Like Max Frisch’s hero, I can understand the exact cause of what I have heard by connecting it with other perceptions or by means of a more or less complex series of deductions. Or again, through what I am listening to, I can understand something that has only an indirect link with what I hear: I note simultaneously that the birds are silent, the sky is lowering, the heat is oppressive, and I understand that there will be a thunderstorm.

I understand as a result of brainwork, a conscious activity of the mind that is no longer happy just to accept a signification but abstracts, compares, deduces, links information from different sources and of different types; I clarify the initial meaning or work out an additional one.

That noise that came from the next room and made her jump is pregnant with meaning for the mistress of the house: it is the noise of something falling or breaking. She hears it as such. Furthermore, she notices that her son is no longer there, remembers that the Chinese vase has very unwisely been left on a table within his reach, and very quickly understands that the child has just broken the Chinese vase.

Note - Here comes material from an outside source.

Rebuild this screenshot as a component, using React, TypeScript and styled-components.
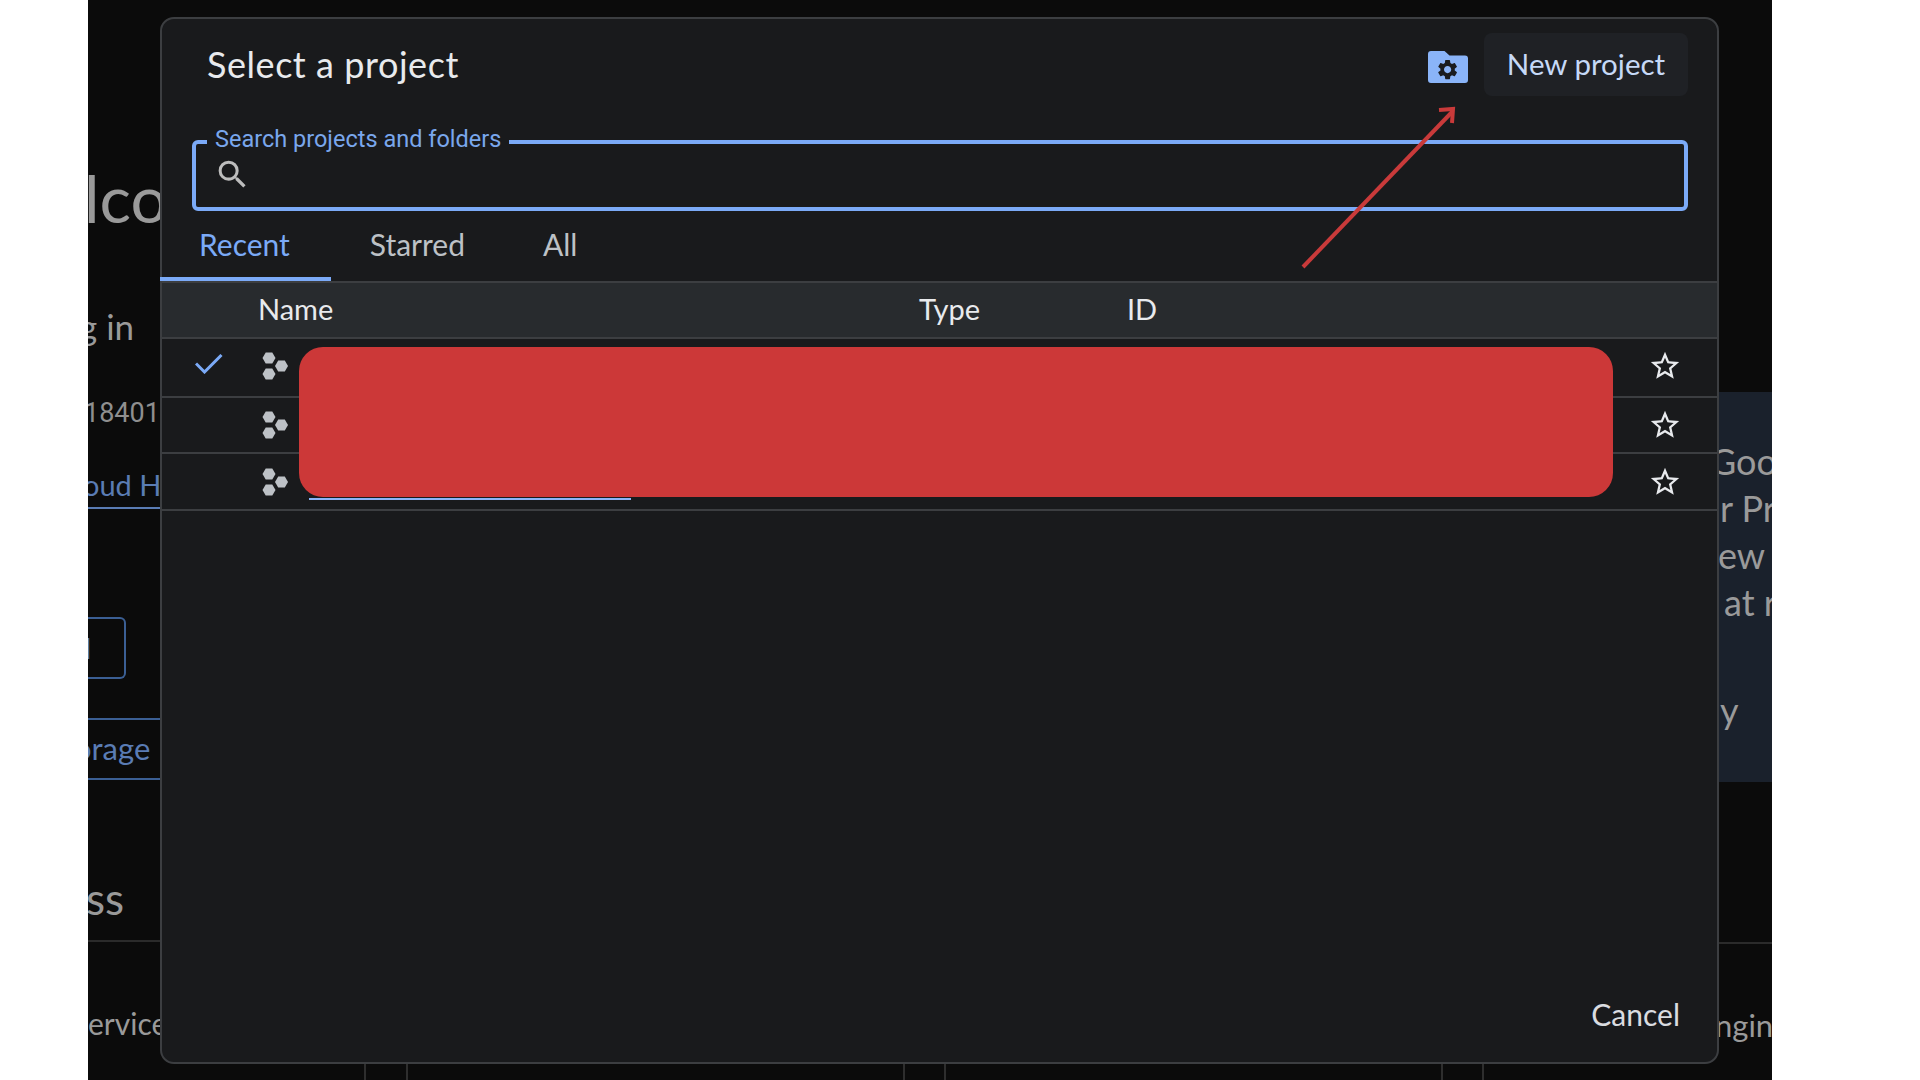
import styled, { createGlobalStyle } from "styled-components";
import { MdSearch, MdStarBorder } from "react-icons/md";

const SANS = `Lato, "Liberation Sans", sans-serif`;
const ROBOTO = `Roboto, "Liberation Sans", sans-serif`;

const GlobalStyle = createGlobalStyle`
  html, body {
    margin: 0;
    padding: 0;
    background: #ffffff;
    overflow: hidden;
  }
`;

const ProjectIcon = () => (
  <svg width="28" height="28" viewBox="0 0 28 28" fill="#bdc1c6">
    <polygon points="1.5,6 4.7,0.4 11.3,0.4 14.5,6 11.3,11.6 4.7,11.6" />
    <polygon points="14,14 17.2,8.4 23.8,8.4 27,14 23.8,19.6 17.2,19.6" />
    <polygon points="1.5,22 4.7,16.4 11.3,16.4 14.5,22 11.3,27.6 4.7,27.6" />
  </svg>
);

const CheckIcon = () => (
  <svg width="28" height="20" viewBox="0 0 28 20" fill="none" stroke="#7baaf7" strokeWidth="3">
    <polyline points="1,9.5 9.5,18 26.5,1" />
  </svg>
);

const FolderGearIcon = () => (
  <svg width="40" height="32" viewBox="0 0 40 32">
    <path
      fill="#8ab4f8"
      d="M3 0h13.5l5 4.5H37a3 3 0 0 1 3 3V29a3 3 0 0 1-3 3H3a3 3 0 0 1-3-3V3a3 3 0 0 1 3-3z"
    />
    <g transform="translate(7.6 6.6)">
      <path
        fill="#1a1c1f"
        d="M19.14 12.94c.04-.3.06-.61.06-.94 0-.32-.02-.64-.07-.94l2.03-1.58a.49.49 0 0 0 .12-.61l-1.92-3.32a.488.488 0 0 0-.59-.22l-2.39.96c-.5-.38-1.03-.7-1.62-.94l-.36-2.54a.484.484 0 0 0-.48-.41h-3.84c-.24 0-.43.17-.47.41l-.36 2.54c-.59.24-1.13.57-1.62.94l-2.39-.96c-.22-.08-.47 0-.59.22L2.74 8.87c-.12.21-.08.47.12.61l2.03 1.58c-.05.3-.09.63-.09.94s.02.64.07.94l-2.03 1.58a.49.49 0 0 0-.12.61l1.92 3.32c.12.22.37.29.59.22l2.39-.96c.5.38 1.03.7 1.62.94l.36 2.54c.05.24.24.41.48.41h3.84c.24 0 .44-.17.47-.41l.36-2.54c.59-.24 1.13-.56 1.62-.94l2.39.96c.22.08.47 0 .59-.22l1.92-3.32c.12-.22.07-.47-.12-.61l-2.01-1.58zM12 15.6c-1.98 0-3.6-1.62-3.6-3.6s1.62-3.6 3.6-3.6 3.6 1.62 3.6 3.6-1.62 3.6-3.6 3.6z"
      />
    </g>
  </svg>
);

const ProjectRow = ({ height, selected, linked }: { height: number; selected?: boolean; linked?: boolean }) => (
  <Row $height={height} $lift={selected ? 4 : 0}>
    <CheckCell>{selected && <CheckIcon />}</CheckCell>
    <IconCell>
      <ProjectIcon />
    </IconCell>
    <NameCell>{linked && <NameLink />}</NameCell>
    <StarCell>
      <MdStarBorder size={34} />
    </StarCell>
  </Row>
);

const Backdrop = () => (
  <>
    <LeftStrip>
      <Hero>lcome</Hero>
      <Subtitle>g in</Subtitle>
      <Num>18401</Num>
      <HubTab>oud Hub</HubTab>
      <OutlineButton>
        <span>l</span>
      </OutlineButton>
      <StorageBand>orage B</StorageBand>
      <SectionTitle>ss</SectionTitle>
      <Rule />
      <ServiceText>ervices</ServiceText>
    </LeftStrip>
    <MiddleStrip>
      <Tick $left={203} />
      <Tick $left={40} />
      <Tick $left={495} />
      <Tick $left={39} />
      <Tick $left={495} />
      <Tick $left={39} />
    </MiddleStrip>
    <RightStrip>
      <PromoPanel>
        <PromoLine $indent={-8}>Goo</PromoLine>
        <PromoLine $indent={2}>r Pr</PromoLine>
        <PromoLine $indent={0}>ew</PromoLine>
        <PromoLine $indent={6}>at r</PromoLine>
        <PromoGap />
        <PromoLine $indent={2}>y</PromoLine>
      </PromoPanel>
      <RightRule />
      <EngineText>ngin</EngineText>
    </RightStrip>
  </>
);

const ProjectDialog = () => (
  <Dialog>
    <DialogHeader>
      <DialogTitle>Select a project</DialogTitle>
      <HeaderActions>
        <FolderGearIcon />
        <NewProjectButton>New project</NewProjectButton>
      </HeaderActions>
    </DialogHeader>

    <SearchField>
      <SearchLegend>Search projects and folders</SearchLegend>
      <SearchIconWrap>
        <MdSearch size={37} />
      </SearchIconWrap>
    </SearchField>

    <Tabs>
      <Tab $active>Recent</Tab>
      <Tab>Starred</Tab>
      <Tab>All</Tab>
    </Tabs>

    <TableHead>
      <HeadName>Name</HeadName>
      <HeadType>Type</HeadType>
      <HeadId>ID</HeadId>
    </TableHead>
    <ProjectRow height={59} selected />
    <ProjectRow height={56} />
    <ProjectRow height={57} linked />

    <DialogFooter>
      <CancelButton>Cancel</CancelButton>
    </DialogFooter>

    <Redaction />
    <ArrowOverlay width="170" height="170" viewBox="0 0 170 170" fill="none" stroke="#c93a3a" strokeWidth="4">
      <line x1="6" y1="164" x2="155" y2="9" />
      <polyline points="142,7 156,6 155,20" />
    </ArrowOverlay>
  </Dialog>
);

export default function App() {
  return (
    <>
      <GlobalStyle />
      <Screen>
        <Backdrop />
        <ProjectDialog />
      </Screen>
    </>
  );
}

const Screen = styled.div`
  position: relative;
  display: flex;
  width: 1684px;
  height: 1080px;
  margin-left: 88px;
  overflow: hidden;
  background: #0b0b0b;
  font-family: ${SANS};
`;

const LeftStrip = styled.div`
  flex: 0 0 73px;
  display: flex;
  flex-direction: column;
  overflow: hidden;
  padding-top: 163px;
  color: #9a9a9a;
  white-space: nowrap;
`;
const Hero = styled.div`
  height: 70px;
  margin-left: -4px;
  font-size: 66px;
  line-height: 70px;
`;
const Subtitle = styled.div`
  height: 40px;
  margin: 73px 0 0 -9px;
  font-size: 35px;
  line-height: 40px;
`;
const Num = styled.div`
  height: 30px;
  margin: 52px 0 0 -4px;
  font-family: ${ROBOTO};
  font-size: 27px;
  line-height: 30px;
  color: #8f8f8f;
`;
const HubTab = styled.div`
  height: 41px;
  margin: 38px 0 0 -5px;
  border-bottom: 2px solid #5a7cb4;
  font-size: 29px;
  line-height: 38px;
  color: #5a7cb4;
`;
const OutlineButton = styled.div`
  box-sizing: border-box;
  width: 38px;
  height: 62px;
  margin-top: 108px;
  display: flex;
  align-items: center;
  border: 2px solid #3b5f94;
  border-left: 0;
  border-radius: 0 6px 6px 0;
  span {
    margin-left: -4px;
    font-size: 28px;
    font-weight: 700;
    color: #5a7cb4;
  }
`;
const StorageBand = styled.div`
  box-sizing: border-box;
  height: 62px;
  margin-top: 39px;
  margin-left: -14px;
  border-top: 2px solid #3b5f94;
  border-bottom: 2px solid #3b5f94;
  font-size: 31px;
  line-height: 56px;
  color: #5a7cb4;
`;
const SectionTitle = styled.div`
  height: 50px;
  margin: 93px 0 0 -2px;
  font-size: 44px;
  line-height: 50px;
`;
const Rule = styled.div`
  height: 2px;
  margin-top: 17px;
  background: #2b2b2b;
`;
const ServiceText = styled.div`
  height: 36px;
  margin-top: 63px;
  font-size: 30px;
  line-height: 36px;
`;

const MiddleStrip = styled.div`
  flex: 1;
  display: flex;
  align-items: flex-end;
`;
const Tick = styled.div<{ $left: number }>`
  width: 2px;
  height: 16px;
  margin-left: ${(p) => p.$left}px;
  background: #2e2e2e;
`;

const RightStrip = styled.div`
  flex: 0 0 54px;
  display: flex;
  flex-direction: column;
  overflow: hidden;
  padding-top: 392px;
  color: #9a9a9a;
  white-space: nowrap;
`;
const PromoPanel = styled.div`
  box-sizing: border-box;
  height: 390px;
  padding-top: 46px;
  background: #1a212c;
`;
const PromoLine = styled.div<{ $indent: number }>`
  height: 47px;
  margin-left: ${(p) => p.$indent}px;
  font-size: 36px;
  line-height: 47px;
`;
const PromoGap = styled.div`
  height: 61px;
`;
const RightRule = styled.div`
  height: 2px;
  margin-top: 160px;
  background: #2b2b2b;
`;
const EngineText = styled.div`
  height: 36px;
  margin: 63px 0 0 -3px;
  font-size: 31px;
  line-height: 36px;
`;

const Dialog = styled.div`
  position: absolute;
  left: 72px;
  top: 17px;
  box-sizing: border-box;
  width: 1559px;
  height: 1047px;
  display: flex;
  flex-direction: column;
  background: #191a1c;
  border: 2px solid #3c3e41;
  border-radius: 14px;
`;
const DialogHeader = styled.div`
  display: flex;
  align-items: center;
  justify-content: space-between;
  height: 63px;
  margin-top: 14px;
  padding: 0 29px 0 45px;
`;
const DialogTitle = styled.div`
  margin-bottom: 2px;
  font-size: 36px;
  letter-spacing: 0.55px;
  color: #e8eaed;
`;
const HeaderActions = styled.div`
  display: flex;
  align-items: center;
  gap: 16px;
  svg {
    margin-top: 4px;
  }
`;
const NewProjectButton = styled.div`
  box-sizing: border-box;
  display: flex;
  align-items: center;
  justify-content: center;
  width: 204px;
  height: 63px;
  padding-bottom: 2px;
  border-radius: 8px;
  background: #1f2125;
  font-size: 29.5px;
  color: #c6d9f7;
`;
const SearchField = styled.fieldset`
  box-sizing: border-box;
  height: 85px;
  margin: 30px 29px 0 30px;
  padding: 0 0 0 11px;
  border: 4px solid #7baaf7;
  border-radius: 6px;
  min-width: 0;
`;
const SearchLegend = styled.legend`
  margin-left: 0;
  padding: 0 8px 6px;
  font-family: ${ROBOTO};
  font-size: 23.5px;
  line-height: 26px;
  color: #7aa7ec;
`;
const SearchIconWrap = styled.div`
  display: flex;
  height: 32px;
  align-items: center;
  padding-left: 7px;
  color: #bdbdbd;
`;
const Tabs = styled.div`
  display: flex;
  height: 70px;
  margin-left: -2px;
`;
const Tab = styled.div<{ $active?: boolean }>`
  box-sizing: border-box;
  display: flex;
  align-items: center;
  height: 70px;
  padding: 0 ${(p) => (p.$active ? 41 : 39)}px 0 39px;
  border-bottom: 4px solid ${(p) => (p.$active ? "#7baaf7" : "transparent")};
  font-size: 30px;
  color: ${(p) => (p.$active ? "#7baaf7" : "#bdc1c6")};
`;
const TableHead = styled.div`
  box-sizing: border-box;
  display: flex;
  align-items: center;
  height: 58px;
  padding-bottom: 3px;
  background: #282b2e;
  border-top: 2px solid #3c3e41;
  border-bottom: 2px solid #3c3e41;
  font-size: 29px;
  color: #e8eaed;
`;
const HeadName = styled.div`
  box-sizing: border-box;
  width: 757px;
  padding-left: 96px;
`;
const HeadType = styled.div`
  width: 208px;
`;
const HeadId = styled.div``;

const Row = styled.div<{ $height: number; $lift: number }>`
  box-sizing: border-box;
  display: flex;
  align-items: center;
  height: ${(p) => p.$height}px;
  padding-bottom: ${(p) => p.$lift}px;
  border-bottom: 2px solid #3c3e41;
`;
const CheckCell = styled.div`
  display: flex;
  justify-content: center;
  width: 93px;
  margin-bottom: 4px;
`;
const IconCell = styled.div`
  box-sizing: border-box;
  display: flex;
  width: 48px;
  padding-left: 6px;
`;
const NameCell = styled.div`
  flex: 1;
  align-self: stretch;
  display: flex;
  align-items: flex-end;
  padding: 0 0 9px 6px;
`;
const NameLink = styled.div`
  width: 322px;
  height: 2px;
  background: #8ab4f8;
`;
const StarCell = styled.div`
  box-sizing: border-box;
  display: flex;
  justify-content: center;
  width: 90px;
  padding-right: 14px;
  color: #e8eaed;
`;
const DialogFooter = styled.div`
  margin-top: auto;
  display: flex;
  justify-content: flex-end;
  padding: 0 37px 28px 0;
`;
const CancelButton = styled.div`
  font-size: 30px;
  line-height: 40px;
  color: #dadce0;
`;
const Redaction = styled.div`
  position: absolute;
  left: 137px;
  top: 328px;
  width: 1314px;
  height: 150px;
  border-radius: 24px;
  background: #cc3838;
`;
const ArrowOverlay = styled.svg`
  position: absolute;
  left: 1135px;
  top: 84px;
`;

I listen to (j’écoute) and hear (j’entends) what people say to me, but picking up contradictions in what is said, and linking them with certain facts that I already knew, I also understand (je comprends) that the person I am talking to is lying. Immediately, the mistrust this arouses in me changes the focus of my listening, and I also understand hesitations, certain cracks in the voice, and “even looks that you would think were dumb.”

As this last example suggests, sometimes entendre (to listen) and comprendre (to understand) are used interchangeably, in the sense in which they are synonyms: to grasp the meaning of. This is the case, for example, when we say either “I understand you” (using comprendre) or “I understand you” (using entendre), or when we complain that we do not understand (comprendre or entendre) modern music. In both cases, in fact, the act of understanding precisely coincides with the activity of listening: the whole work of deduction, comparison, and abstraction is part of the process and goes far beyond the immediate content, “what can be heard.”